• **Your instructions**:
Set down the data below without change, skipping the pictures it holds.
————
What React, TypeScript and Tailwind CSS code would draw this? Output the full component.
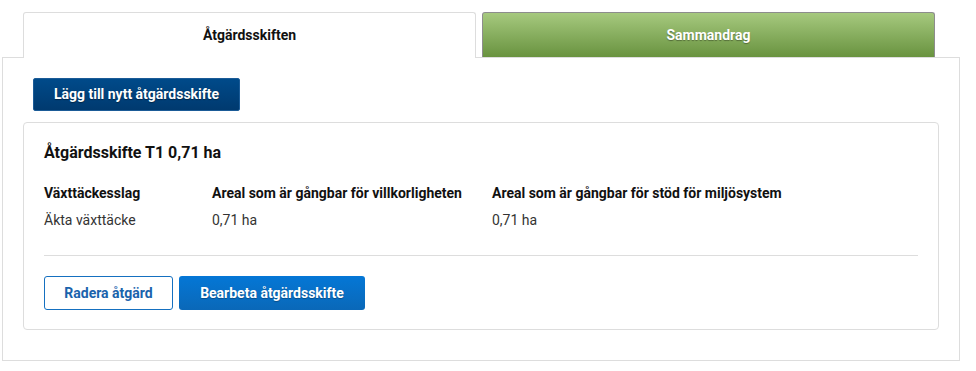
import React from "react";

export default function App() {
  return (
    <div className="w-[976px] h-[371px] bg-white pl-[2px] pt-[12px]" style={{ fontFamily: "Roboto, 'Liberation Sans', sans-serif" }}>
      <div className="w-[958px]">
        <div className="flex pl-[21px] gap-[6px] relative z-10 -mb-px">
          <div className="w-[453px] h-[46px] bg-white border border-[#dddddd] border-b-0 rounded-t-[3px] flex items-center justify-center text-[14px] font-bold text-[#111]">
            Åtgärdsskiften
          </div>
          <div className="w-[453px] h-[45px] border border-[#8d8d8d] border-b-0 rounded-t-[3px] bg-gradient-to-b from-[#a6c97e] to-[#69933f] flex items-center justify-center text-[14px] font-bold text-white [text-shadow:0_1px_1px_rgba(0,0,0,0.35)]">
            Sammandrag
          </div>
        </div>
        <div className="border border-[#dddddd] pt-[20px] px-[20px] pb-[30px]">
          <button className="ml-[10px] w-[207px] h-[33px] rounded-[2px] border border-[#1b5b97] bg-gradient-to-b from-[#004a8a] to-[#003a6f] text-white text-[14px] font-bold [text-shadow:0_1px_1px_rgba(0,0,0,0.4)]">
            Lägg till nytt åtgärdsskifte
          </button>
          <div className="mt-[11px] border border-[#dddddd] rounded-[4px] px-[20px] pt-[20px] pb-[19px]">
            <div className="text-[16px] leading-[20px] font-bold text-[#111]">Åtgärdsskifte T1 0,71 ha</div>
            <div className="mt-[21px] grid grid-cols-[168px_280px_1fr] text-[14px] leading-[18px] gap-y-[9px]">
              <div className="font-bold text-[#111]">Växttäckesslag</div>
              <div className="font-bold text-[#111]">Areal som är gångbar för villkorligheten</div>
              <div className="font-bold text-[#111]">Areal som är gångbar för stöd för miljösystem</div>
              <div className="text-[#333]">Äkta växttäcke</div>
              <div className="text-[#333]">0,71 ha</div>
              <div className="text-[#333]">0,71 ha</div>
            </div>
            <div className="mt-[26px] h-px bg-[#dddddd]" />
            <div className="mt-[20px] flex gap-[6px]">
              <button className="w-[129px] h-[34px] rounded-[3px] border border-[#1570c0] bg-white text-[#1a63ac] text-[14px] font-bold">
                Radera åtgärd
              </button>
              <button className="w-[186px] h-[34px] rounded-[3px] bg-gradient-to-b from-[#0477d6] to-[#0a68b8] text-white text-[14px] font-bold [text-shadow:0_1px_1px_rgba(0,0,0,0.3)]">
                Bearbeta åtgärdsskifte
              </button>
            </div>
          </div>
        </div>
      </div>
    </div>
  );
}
————
• **Exercise solution**:
What React, TypeScript and Tailwind CSS code would draw this? Output the full component.
import React from "react";

export default function App() {
  return (
    <div className="w-[976px] h-[371px] bg-white pl-[2px] pt-[12px]" style={{ fontFamily: "Roboto, 'Liberation Sans', sans-serif" }}>
      <div className="w-[958px]">
        <div className="flex pl-[21px] gap-[6px] relative z-10 -mb-px">
          <div className="w-[453px] h-[46px] bg-white border border-[#dddddd] border-b-0 rounded-t-[3px] flex items-center justify-center text-[14px] font-bold text-[#111]">
            Åtgärdsskiften
          </div>
          <div className="w-[453px] h-[45px] border border-[#8d8d8d] border-b-0 rounded-t-[3px] bg-gradient-to-b from-[#a6c97e] to-[#69933f] flex items-center justify-center text-[14px] font-bold text-white [text-shadow:0_1px_1px_rgba(0,0,0,0.35)]">
            Sammandrag
          </div>
        </div>
        <div className="border border-[#dddddd] pt-[20px] px-[20px] pb-[30px]">
          <button className="ml-[10px] w-[207px] h-[33px] rounded-[2px] border border-[#1b5b97] bg-gradient-to-b from-[#004a8a] to-[#003a6f] text-white text-[14px] font-bold [text-shadow:0_1px_1px_rgba(0,0,0,0.4)]">
            Lägg till nytt åtgärdsskifte
          </button>
          <div className="mt-[11px] border border-[#dddddd] rounded-[4px] px-[20px] pt-[20px] pb-[19px]">
            <div className="text-[16px] leading-[20px] font-bold text-[#111]">Åtgärdsskifte T1 0,71 ha</div>
            <div className="mt-[21px] grid grid-cols-[168px_280px_1fr] text-[14px] leading-[18px] gap-y-[9px]">
              <div className="font-bold text-[#111]">Växttäckesslag</div>
              <div className="font-bold text-[#111]">Areal som är gångbar för villkorligheten</div>
              <div className="font-bold text-[#111]">Areal som är gångbar för stöd för miljösystem</div>
              <div className="text-[#333]">Äkta växttäcke</div>
              <div className="text-[#333]">0,71 ha</div>
              <div className="text-[#333]">0,71 ha</div>
            </div>
            <div className="mt-[26px] h-px bg-[#dddddd]" />
            <div className="mt-[20px] flex gap-[6px]">
              <button className="w-[129px] h-[34px] rounded-[3px] border border-[#1570c0] bg-white text-[#1a63ac] text-[14px] font-bold">
                Radera åtgärd
              </button>
              <button className="w-[186px] h-[34px] rounded-[3px] bg-gradient-to-b from-[#0477d6] to-[#0a68b8] text-white text-[14px] font-bold [text-shadow:0_1px_1px_rgba(0,0,0,0.3)]">
                Bearbeta åtgärdsskifte
              </button>
            </div>
          </div>
        </div>
      </div>
    </div>
  );
}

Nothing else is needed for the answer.